The Gibraltar Constitution Order 1969 was published on 30 May 1969 as an Order in Council.

The constitution was the outcome of the Constitutional Conference chaired by Malcolm Shepherd, 2nd Baron Shepherd which lasted from 16 July to 24 July 1968. The Gibraltarian members of the Constitutional Conference were: Joshua Hassan, Aurelio Montegriffo and Abraham Serfaty for the Association for the Advancement of Civil Rights; Robert Peliza, Maurice Xiberras and legal advisor Sir Frederick Bennet for the Integration With Britain Party; and Peter Isola.

Development
The move towards the 1969 Constitution was sparked off after the outcome of the 1967 sovereignty referendum, where 99.19% of Gibraltarians voted against passing under Spanish sovereignty and in favour of retaining their link with Britain, with democratic local institutions and with Britain retaining its present responsibilities.

Preamble

The crucial feature of the 1969 constitution for the Gibraltarians was the preamble to the Order in Council promulgating the Constitution, in its final form began:

This preamble has been called the "single most significant statement made on the sovereignty of Gibraltar since the signing of the Treaty of Utrecht".

Frontier closure

Upon the request of the United Nations, Spain and the United Kingdom had been developing inconclusive talks about Gibraltar for the previous three years.

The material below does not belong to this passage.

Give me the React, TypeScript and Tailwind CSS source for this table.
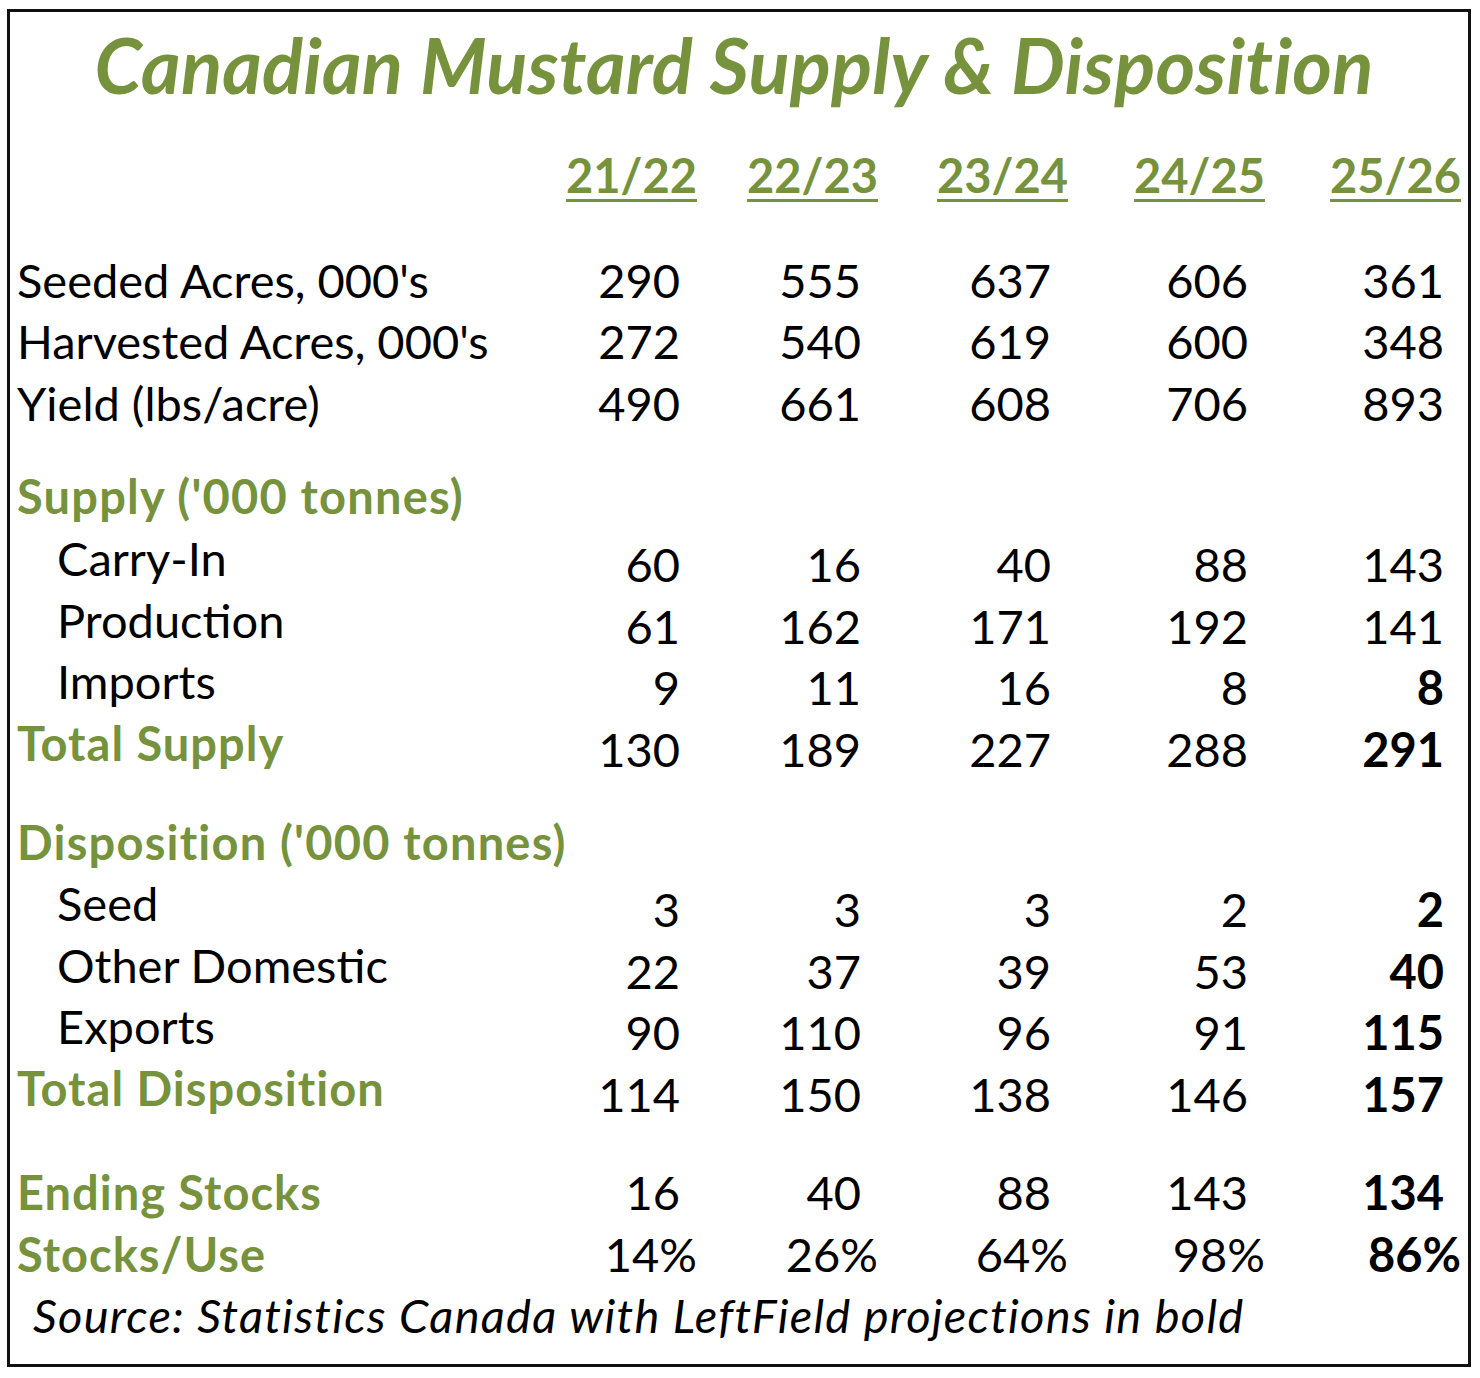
import React from "react"

const GREEN = "text-[#76923C]"
const GRID = "grid grid-cols-[506px_181px_181px_190px_197px_196px] items-center"

type Row = {
  label: string
  vals: string[]
  indent?: boolean
  green?: boolean
  boldLast?: boolean
  pct?: boolean
  lift?: boolean
}

const top: Row[] = [
  { label: "Seeded Acres, 000's", vals: ["290", "555", "637", "606", "361"] },
  { label: "Harvested Acres, 000's", vals: ["272", "540", "619", "600", "348"] },
  { label: "Yield (lbs/acre)", vals: ["490", "661", "608", "706", "893"] },
]

const supply: Row[] = [
  { label: "Carry-In", vals: ["60", "16", "40", "88", "143"], indent: true, lift: true },
  { label: "Production", vals: ["61", "162", "171", "192", "141"], indent: true, lift: true },
  { label: "Imports", vals: ["9", "11", "16", "8", "8"], indent: true, boldLast: true, lift: true },
  { label: "Total Supply", vals: ["130", "189", "227", "288", "291"], green: true, boldLast: true, lift: true },
]

const disp: Row[] = [
  { label: "Seed", vals: ["3", "3", "3", "2", "2"], indent: true, boldLast: true, lift: true },
  { label: "Other Domestic", vals: ["22", "37", "39", "53", "40"], indent: true, boldLast: true, lift: true },
  { label: "Exports", vals: ["90", "110", "96", "91", "115"], indent: true, boldLast: true, lift: true },
  { label: "Total Disposition", vals: ["114", "150", "138", "146", "157"], green: true, boldLast: true, lift: true },
]

const stocks: Row[] = [
  { label: "Ending Stocks", vals: ["16", "40", "88", "143", "134"], green: true, boldLast: true },
  { label: "Stocks/Use", vals: ["14%", "26%", "64%", "98%", "86%"], green: true, boldLast: true, pct: true },
]

function DataRow({ row }: { row: Row }) {
  return (
    <div className={`${GRID} h-[61.5px]`}>
      <div
        className={`whitespace-nowrap ${row.indent ? "pl-[47px]" : "pl-[7px]"} ${
          row.green ? `${GREEN} font-bold tracking-[1px]` : "text-black"
        } ${row.lift ? "-translate-y-[6px]" : ""}`}
      >
        {row.label}
      </div>
      {row.vals.map((v, i) => (
        <div
          key={i}
          className={`text-right text-black ${row.pct ? "" : "pr-[17px]"} ${
            row.boldLast && i === 4 ? "font-bold" : ""
          }`}
        >
          {v}
        </div>
      ))}
    </div>
  )
}

function Heading({ label }: { label: string }) {
  return (
    <div className={`${GRID} h-[61.5px]`}>
      <div className={`whitespace-nowrap pl-[7px] font-bold tracking-[1.2px] ${GREEN}`}>
        {label}
      </div>
    </div>
  )
}

export default function App() {
  return (
    <div className="bg-white w-[1480px] h-[1378px] pt-[9px] pl-[7px]">
      <div
        className="w-[1464px] h-[1358px] border-[3px] border-[#111] text-[47px] leading-none"
        style={{ fontFamily: "Lato, 'Open Sans', sans-serif" }}
      >
        <div className="h-[106px] flex items-center justify-center">
          <h1 className={`italic font-bold text-[76px] tracking-[0.2px] ${GREEN} pr-[10px]`}>
            Canadian Mustard Supply &amp; Disposition
          </h1>
        </div>

        <div className={`${GRID} h-[62px] mt-[26px]`}>
          <div />
          {["21/22", "22/23", "23/24", "24/25", "25/26"].map((y) => (
            <div key={y} className="text-right">
              <span
                className={`font-bold ${GREEN} underline decoration-[3px] underline-offset-[6px]`}
              >
                {y}
              </span>
            </div>
          ))}
        </div>

        <div className="mt-[43.5px]">
          {top.map((r) => (
            <DataRow key={r.label} row={r} />
          ))}
        </div>

        <div className="mt-[32px]">
          <Heading label="Supply ('000 tonnes)" />
        </div>
        <div className="mt-[6.5px]">
          {supply.map((r) => (
            <DataRow key={r.label} row={r} />
          ))}
        </div>

        <div className="mt-[32px]">
          <Heading label="Disposition ('000 tonnes)" />
        </div>
        <div className="mt-[5.5px]">
          {disp.map((r) => (
            <DataRow key={r.label} row={r} />
          ))}
        </div>

        <div className="mt-[37px]">
          {stocks.map((r) => (
            <DataRow key={r.label} row={r} />
          ))}
        </div>

        <div className="h-[61.5px] flex items-center pl-[23px] italic text-black tracking-[1.25px]">
          Source: Statistics Canada with LeftField projections in bold
        </div>
      </div>
    </div>
  )
}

Since 1954, the Government of Spain under the leadership of Francisco Franco had been applying increasingly restrictive measures in its relationships with Gibraltar. On 24 July 1968, it complained to the UN Secretary General claiming that the constitutional talks were a "further obstacle to the solution of Gibraltar's future", a statement that was rejected by the Government of the United Kingdom. Shortly thereafter the frontier was closed by the Spanish Guardia Civil and chaos ensued as controls were implemented on travellers trying to use the ferry service at the port of Algeciras. This situation (which lasted into September 1968) was a precursor to the frontier closure implemented the following year.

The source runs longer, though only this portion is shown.